Work to do: Take the line containing "Write the React", the line containing "export default App", and all lines between them, and transcribe them exactly. Leave out pictures.

— Begin Items —

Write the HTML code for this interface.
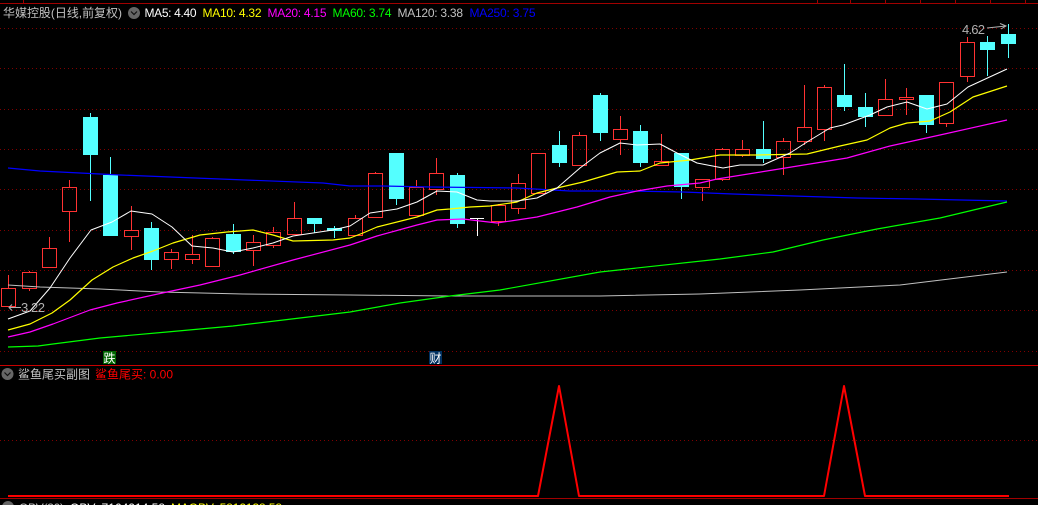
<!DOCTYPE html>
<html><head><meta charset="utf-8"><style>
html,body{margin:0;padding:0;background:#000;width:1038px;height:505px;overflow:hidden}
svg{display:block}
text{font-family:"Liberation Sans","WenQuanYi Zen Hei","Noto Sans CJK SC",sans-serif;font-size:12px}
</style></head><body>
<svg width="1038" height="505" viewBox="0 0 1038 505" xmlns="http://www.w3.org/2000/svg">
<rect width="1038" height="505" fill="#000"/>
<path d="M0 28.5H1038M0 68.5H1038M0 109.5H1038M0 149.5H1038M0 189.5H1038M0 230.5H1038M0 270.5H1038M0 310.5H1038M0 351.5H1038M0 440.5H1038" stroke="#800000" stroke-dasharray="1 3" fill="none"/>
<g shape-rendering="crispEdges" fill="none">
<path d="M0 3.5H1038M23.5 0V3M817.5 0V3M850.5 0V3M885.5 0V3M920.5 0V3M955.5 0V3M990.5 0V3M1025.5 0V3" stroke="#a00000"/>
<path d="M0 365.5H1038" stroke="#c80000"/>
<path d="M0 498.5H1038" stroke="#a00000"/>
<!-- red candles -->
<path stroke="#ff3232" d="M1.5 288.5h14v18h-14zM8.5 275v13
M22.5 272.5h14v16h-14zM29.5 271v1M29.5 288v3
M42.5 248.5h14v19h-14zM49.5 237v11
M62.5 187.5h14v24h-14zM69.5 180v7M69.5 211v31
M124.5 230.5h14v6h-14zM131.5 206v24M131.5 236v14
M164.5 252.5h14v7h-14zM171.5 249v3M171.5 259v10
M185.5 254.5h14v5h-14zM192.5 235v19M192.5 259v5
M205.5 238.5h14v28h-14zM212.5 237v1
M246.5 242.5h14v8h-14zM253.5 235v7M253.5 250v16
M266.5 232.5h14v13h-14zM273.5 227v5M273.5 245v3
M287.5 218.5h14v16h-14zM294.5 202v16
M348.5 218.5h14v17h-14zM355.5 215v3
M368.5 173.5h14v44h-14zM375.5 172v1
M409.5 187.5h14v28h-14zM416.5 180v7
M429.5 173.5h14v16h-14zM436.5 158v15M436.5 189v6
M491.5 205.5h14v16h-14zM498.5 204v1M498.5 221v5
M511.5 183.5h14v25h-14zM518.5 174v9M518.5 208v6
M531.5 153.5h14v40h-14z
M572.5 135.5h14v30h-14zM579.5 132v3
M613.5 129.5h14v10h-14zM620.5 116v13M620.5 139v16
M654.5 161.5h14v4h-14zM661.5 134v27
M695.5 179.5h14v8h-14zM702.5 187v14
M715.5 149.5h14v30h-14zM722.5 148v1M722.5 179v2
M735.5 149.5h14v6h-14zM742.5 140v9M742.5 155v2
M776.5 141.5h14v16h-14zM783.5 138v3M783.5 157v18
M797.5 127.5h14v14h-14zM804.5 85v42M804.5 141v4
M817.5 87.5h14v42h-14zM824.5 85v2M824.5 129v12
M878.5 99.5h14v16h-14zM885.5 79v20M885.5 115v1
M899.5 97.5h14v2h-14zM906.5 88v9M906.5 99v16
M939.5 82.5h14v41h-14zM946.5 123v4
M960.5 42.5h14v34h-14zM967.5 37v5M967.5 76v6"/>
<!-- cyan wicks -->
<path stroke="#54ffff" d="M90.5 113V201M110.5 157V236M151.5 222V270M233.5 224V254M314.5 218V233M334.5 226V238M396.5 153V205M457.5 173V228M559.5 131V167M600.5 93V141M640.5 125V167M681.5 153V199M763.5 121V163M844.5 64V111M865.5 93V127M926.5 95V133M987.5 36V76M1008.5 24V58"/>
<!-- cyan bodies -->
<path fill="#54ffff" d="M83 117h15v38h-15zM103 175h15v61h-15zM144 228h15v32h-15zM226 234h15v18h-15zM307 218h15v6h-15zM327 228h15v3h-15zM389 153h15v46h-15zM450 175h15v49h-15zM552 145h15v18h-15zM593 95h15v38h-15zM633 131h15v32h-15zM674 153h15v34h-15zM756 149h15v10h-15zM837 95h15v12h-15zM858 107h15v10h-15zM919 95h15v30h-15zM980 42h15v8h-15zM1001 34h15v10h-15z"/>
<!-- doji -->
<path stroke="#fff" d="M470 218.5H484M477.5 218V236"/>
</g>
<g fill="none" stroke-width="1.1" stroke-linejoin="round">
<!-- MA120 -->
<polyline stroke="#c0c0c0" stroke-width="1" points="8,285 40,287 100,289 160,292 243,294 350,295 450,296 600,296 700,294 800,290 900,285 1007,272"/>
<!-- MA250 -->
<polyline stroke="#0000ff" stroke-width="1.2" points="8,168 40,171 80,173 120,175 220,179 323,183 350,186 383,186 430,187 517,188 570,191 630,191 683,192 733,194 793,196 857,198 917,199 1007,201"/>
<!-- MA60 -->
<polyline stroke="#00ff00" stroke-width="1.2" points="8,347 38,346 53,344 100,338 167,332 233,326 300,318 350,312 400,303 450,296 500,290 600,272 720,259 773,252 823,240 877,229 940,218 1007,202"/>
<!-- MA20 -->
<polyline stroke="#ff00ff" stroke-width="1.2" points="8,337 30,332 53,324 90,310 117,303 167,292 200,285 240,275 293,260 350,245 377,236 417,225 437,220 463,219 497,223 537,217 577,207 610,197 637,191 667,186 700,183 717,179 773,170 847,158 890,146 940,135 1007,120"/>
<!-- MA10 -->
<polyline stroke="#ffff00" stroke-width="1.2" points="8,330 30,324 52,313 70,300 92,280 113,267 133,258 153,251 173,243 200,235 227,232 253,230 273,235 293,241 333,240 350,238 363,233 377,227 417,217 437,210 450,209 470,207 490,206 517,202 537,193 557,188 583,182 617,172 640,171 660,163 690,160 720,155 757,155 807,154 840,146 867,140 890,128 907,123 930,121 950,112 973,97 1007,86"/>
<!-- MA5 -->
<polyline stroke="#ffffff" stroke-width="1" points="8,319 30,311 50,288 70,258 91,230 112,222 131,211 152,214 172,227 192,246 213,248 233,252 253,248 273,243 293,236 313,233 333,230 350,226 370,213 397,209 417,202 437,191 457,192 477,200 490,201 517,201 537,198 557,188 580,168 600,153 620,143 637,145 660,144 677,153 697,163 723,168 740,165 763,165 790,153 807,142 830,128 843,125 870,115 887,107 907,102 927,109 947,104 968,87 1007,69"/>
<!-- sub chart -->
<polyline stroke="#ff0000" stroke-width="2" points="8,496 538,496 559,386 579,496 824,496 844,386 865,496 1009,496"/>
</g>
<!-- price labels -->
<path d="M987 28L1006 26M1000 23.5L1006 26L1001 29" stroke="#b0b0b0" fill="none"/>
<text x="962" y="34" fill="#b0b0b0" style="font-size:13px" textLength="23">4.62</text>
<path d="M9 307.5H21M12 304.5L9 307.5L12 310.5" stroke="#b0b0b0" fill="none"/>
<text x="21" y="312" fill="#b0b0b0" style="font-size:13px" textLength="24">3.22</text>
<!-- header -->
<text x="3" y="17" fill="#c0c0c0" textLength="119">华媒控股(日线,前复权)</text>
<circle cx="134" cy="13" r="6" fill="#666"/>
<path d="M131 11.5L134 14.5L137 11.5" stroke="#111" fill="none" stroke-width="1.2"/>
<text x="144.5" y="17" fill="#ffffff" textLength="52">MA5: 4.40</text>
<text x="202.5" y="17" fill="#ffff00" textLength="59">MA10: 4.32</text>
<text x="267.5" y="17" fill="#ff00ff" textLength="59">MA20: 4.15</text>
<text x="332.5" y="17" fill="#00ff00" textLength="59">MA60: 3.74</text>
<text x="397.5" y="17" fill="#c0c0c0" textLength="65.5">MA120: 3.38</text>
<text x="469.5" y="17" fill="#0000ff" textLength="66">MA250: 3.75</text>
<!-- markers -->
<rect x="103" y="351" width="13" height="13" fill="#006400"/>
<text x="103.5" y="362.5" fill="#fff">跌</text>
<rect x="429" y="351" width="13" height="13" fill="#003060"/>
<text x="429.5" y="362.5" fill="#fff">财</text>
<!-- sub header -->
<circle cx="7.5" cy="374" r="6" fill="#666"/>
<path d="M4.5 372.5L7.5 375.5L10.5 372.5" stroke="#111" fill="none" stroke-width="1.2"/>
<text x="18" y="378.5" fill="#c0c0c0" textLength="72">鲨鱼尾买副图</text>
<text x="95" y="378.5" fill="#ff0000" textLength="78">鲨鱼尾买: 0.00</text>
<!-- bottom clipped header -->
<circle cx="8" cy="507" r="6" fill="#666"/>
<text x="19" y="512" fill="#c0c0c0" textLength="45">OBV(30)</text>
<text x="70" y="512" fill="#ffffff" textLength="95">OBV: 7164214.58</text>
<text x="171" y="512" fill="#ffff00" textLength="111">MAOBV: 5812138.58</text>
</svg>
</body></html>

— End Items —
— Begin Items —

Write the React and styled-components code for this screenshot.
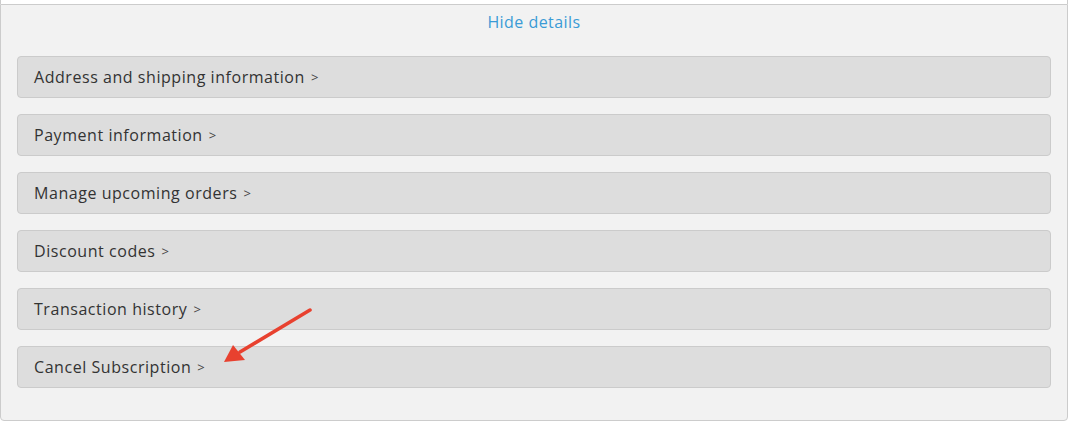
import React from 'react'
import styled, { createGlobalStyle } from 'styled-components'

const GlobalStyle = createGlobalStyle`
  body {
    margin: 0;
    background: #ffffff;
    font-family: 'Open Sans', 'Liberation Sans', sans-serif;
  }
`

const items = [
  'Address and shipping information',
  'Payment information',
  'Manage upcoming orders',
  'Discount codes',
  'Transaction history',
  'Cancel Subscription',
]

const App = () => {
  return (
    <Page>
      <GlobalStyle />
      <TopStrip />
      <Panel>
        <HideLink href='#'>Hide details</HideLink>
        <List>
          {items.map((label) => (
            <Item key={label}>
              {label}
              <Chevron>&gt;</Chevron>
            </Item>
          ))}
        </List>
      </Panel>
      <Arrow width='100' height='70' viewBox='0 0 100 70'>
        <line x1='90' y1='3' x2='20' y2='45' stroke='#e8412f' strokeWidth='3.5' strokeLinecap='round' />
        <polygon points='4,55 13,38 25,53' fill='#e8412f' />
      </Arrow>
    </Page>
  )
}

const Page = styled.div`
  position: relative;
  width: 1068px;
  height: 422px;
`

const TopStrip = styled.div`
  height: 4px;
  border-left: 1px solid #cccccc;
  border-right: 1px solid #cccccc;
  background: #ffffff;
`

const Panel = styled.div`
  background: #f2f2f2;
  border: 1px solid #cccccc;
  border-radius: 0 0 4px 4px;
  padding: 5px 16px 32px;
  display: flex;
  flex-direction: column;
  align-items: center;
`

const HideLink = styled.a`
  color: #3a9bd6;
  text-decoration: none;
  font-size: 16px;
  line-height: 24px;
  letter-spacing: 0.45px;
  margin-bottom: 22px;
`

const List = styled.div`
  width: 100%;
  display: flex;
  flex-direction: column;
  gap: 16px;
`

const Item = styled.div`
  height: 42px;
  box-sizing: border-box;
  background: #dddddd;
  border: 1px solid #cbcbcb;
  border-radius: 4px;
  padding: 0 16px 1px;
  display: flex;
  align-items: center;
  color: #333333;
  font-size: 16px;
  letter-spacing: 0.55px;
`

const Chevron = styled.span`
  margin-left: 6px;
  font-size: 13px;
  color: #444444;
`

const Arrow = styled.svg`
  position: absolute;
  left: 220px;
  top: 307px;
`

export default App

— End Items —

Result below:
Write the React and styled-components code for this screenshot.
import React from 'react'
import styled, { createGlobalStyle } from 'styled-components'

const GlobalStyle = createGlobalStyle`
  body {
    margin: 0;
    background: #ffffff;
    font-family: 'Open Sans', 'Liberation Sans', sans-serif;
  }
`

const items = [
  'Address and shipping information',
  'Payment information',
  'Manage upcoming orders',
  'Discount codes',
  'Transaction history',
  'Cancel Subscription',
]

const App = () => {
  return (
    <Page>
      <GlobalStyle />
      <TopStrip />
      <Panel>
        <HideLink href='#'>Hide details</HideLink>
        <List>
          {items.map((label) => (
            <Item key={label}>
              {label}
              <Chevron>&gt;</Chevron>
            </Item>
          ))}
        </List>
      </Panel>
      <Arrow width='100' height='70' viewBox='0 0 100 70'>
        <line x1='90' y1='3' x2='20' y2='45' stroke='#e8412f' strokeWidth='3.5' strokeLinecap='round' />
        <polygon points='4,55 13,38 25,53' fill='#e8412f' />
      </Arrow>
    </Page>
  )
}

const Page = styled.div`
  position: relative;
  width: 1068px;
  height: 422px;
`

const TopStrip = styled.div`
  height: 4px;
  border-left: 1px solid #cccccc;
  border-right: 1px solid #cccccc;
  background: #ffffff;
`

const Panel = styled.div`
  background: #f2f2f2;
  border: 1px solid #cccccc;
  border-radius: 0 0 4px 4px;
  padding: 5px 16px 32px;
  display: flex;
  flex-direction: column;
  align-items: center;
`

const HideLink = styled.a`
  color: #3a9bd6;
  text-decoration: none;
  font-size: 16px;
  line-height: 24px;
  letter-spacing: 0.45px;
  margin-bottom: 22px;
`

const List = styled.div`
  width: 100%;
  display: flex;
  flex-direction: column;
  gap: 16px;
`

const Item = styled.div`
  height: 42px;
  box-sizing: border-box;
  background: #dddddd;
  border: 1px solid #cbcbcb;
  border-radius: 4px;
  padding: 0 16px 1px;
  display: flex;
  align-items: center;
  color: #333333;
  font-size: 16px;
  letter-spacing: 0.55px;
`

const Chevron = styled.span`
  margin-left: 6px;
  font-size: 13px;
  color: #444444;
`

const Arrow = styled.svg`
  position: absolute;
  left: 220px;
  top: 307px;
`

export default App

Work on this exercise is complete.